O Secretário-geral da Câmara de Comércio Árabe Brasileira, Michel Alaby, acrescentou que no longo prazo o Brasil vai se beneficiar das receitas da produção de petróleo nas reservas recentemente descobertas a grandes profundidades na Bacia de Santos e do desenvolvimento do mercado mundial de energias limpas, já que domina as tecnologias de produção de biocombustíveis em larga escala.
Os efeitos da crise, porém, já são sentidos em alguns segmentos de economia real com a diminuição das linhas de crédito ao redor do mundo e aumento dos juros para financiamentos. No Brasil isso é especialmente prejudicial ao setor exportador.
Alaby ressalta que as taxas cobradas sobre as linhas de adiantamento de contrato de câmbio (ACC), modalidade de financiamento à exportação, saltaram de 6% ao ano para 16,5% ao ano em apenas duas semanas. “São poucas as linhas de ACC que aparecem e estão mais caras. O empresário só vai usá-las se não tiver outra opção”, declarou Castro.
Medidas
Para aliviar o arrocho do crédito, o governo brasileiro anunciou na semana passada a antecipação da liberação de R$ 5 bilhões pelo Banco do Brasil para garantir o financiamento ao setor rural. Além disso, o Banco Central aliviou as regras do depósito compulsório que os bancos têm que fazer junto à instituição, o que deverá resultar em R$ 23,5 bilhões a mais de dinheiro no mercado. O Conselho Monetário Nacional (CMN), por sua vez, manteve a taxa de juros de longo prazo (TJLP) em 6,25% ao ano. Essa é taxa utilizada pelo Banco Nacional de Desenvolvimento Econômico e Social (BNDES) nos empréstimos ao setor produtivo.

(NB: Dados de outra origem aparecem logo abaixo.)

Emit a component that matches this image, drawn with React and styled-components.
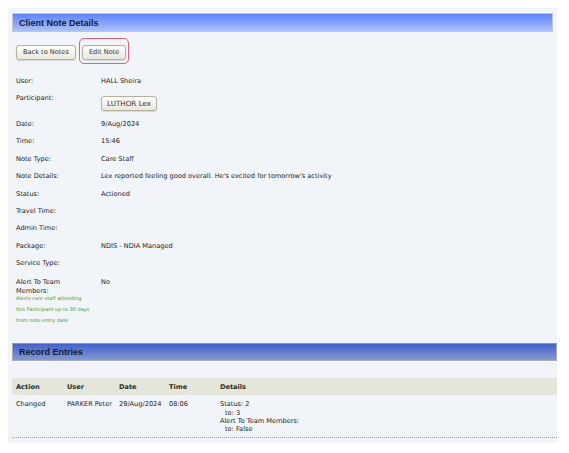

Ainda não se sabe, porém, se essas medidas vão bastar para satisfazer a sede por crédito da economia brasileira. “O governo tomou a decisão correta, mas se ela será suficiente ou não nós só vamos saber nos próximos dias”, destacou Belluzzo. Ele considera, no entanto, que o Brasil terá espaço para avançar nas medidas caso seja necessário.
Os juros mais altos acabam eliminando os ganhos que os exportadores poderiam ter com a valorização do dólar frente ao real, o que em tese tornaria os produtos brasileiros mais baratos no exterior. Além disso, a menor liquidez e as perspectivas de recessão na maior economia do mundo forçam para baixo a demanda internacional por mercadorias e, conseqüentemente, os preços das commodities. E o Brasil é grande exportador de commodities agrícolas e minerais.
O dólar mais valorizado contamina também o mercado interno, pois torna mais caros os insumos importados utilizados no país e onera as empresas que têm dívidas em moeda estrangeira. Vale lembrar que até pouco tempo atrás havia grande disponibilidade de crédito barato ao redor do mundo. Os bens de consumo ficam também mais caros. Todos esses fatores podem pressionar a inflação, obrigando o Comitê de Política Monetária a aumentar ainda mais a taxa básica de juros, a Selic.
Belluzzo ressalta, porém, que num cenário de arrefecimento da demanda mundial dificilmente as empresas terão espaço para repassar o aumento de custos para o consumidor. “Se a desaceleração for forte, não há câmbio que consiga impulsionar a inflação”, ressaltou.
Correr atrás
Para Michel Alaby, os países “que têm gordura para queimar”, como Brasil, China, Rússia e Índia, podem sofrer menos com a crise por causa da amplitude seus mercados internos. Só para dar uma idéia, mesmo durante um período de incertezas, a Confederação Nacional da Indústria (CNI) elevou suas previsões de crescimento do setor industrial e do PIB brasileiro em 2008 para 5,5% e 5,3%, respectivamente. Justamente por causa da demanda interna, que continua aquecida.
Alaby destacou, no entanto, que a China pode sofrer com a retração nos Estados Unidos e começar a procurar cada vez mais espaço para seus produtos em outros mercados, inclusive na América Latina. Nesse sentido, ele defende que, mesmo sob condições adversas, os exportadores brasileiros devem buscar se consolidar em mercados ainda não tão afetados pela crise, especialmente o Oriente Médio e o Extremo Oriente.
Se em 2008, que já está chegando ao fim, não se espera grandes mudanças no cenário econômico brasileiro, para 2009 a coisa muda de figura. Como ainda não se sabe qual será o fundo do poço da crise, fica difícil fazer previsões. Castro tem uma opinião pessimista. Ele acredita que a balança comercial brasileira vai encolher, poderá até ter déficit, e economia vai crescer menos.
Para Belluzzo, só será possível ter uma visão mais clara a partir de agora, com a intervenção de governos nos mercados. Ele defende uma ação firme nesse sentido. Já Alaby acredita que a escassez do crédito não deverá durar mais do que quatro meses e a cotação do dólar deverá estacionar em algum patamar pouco abaixo dos R$ 2,00.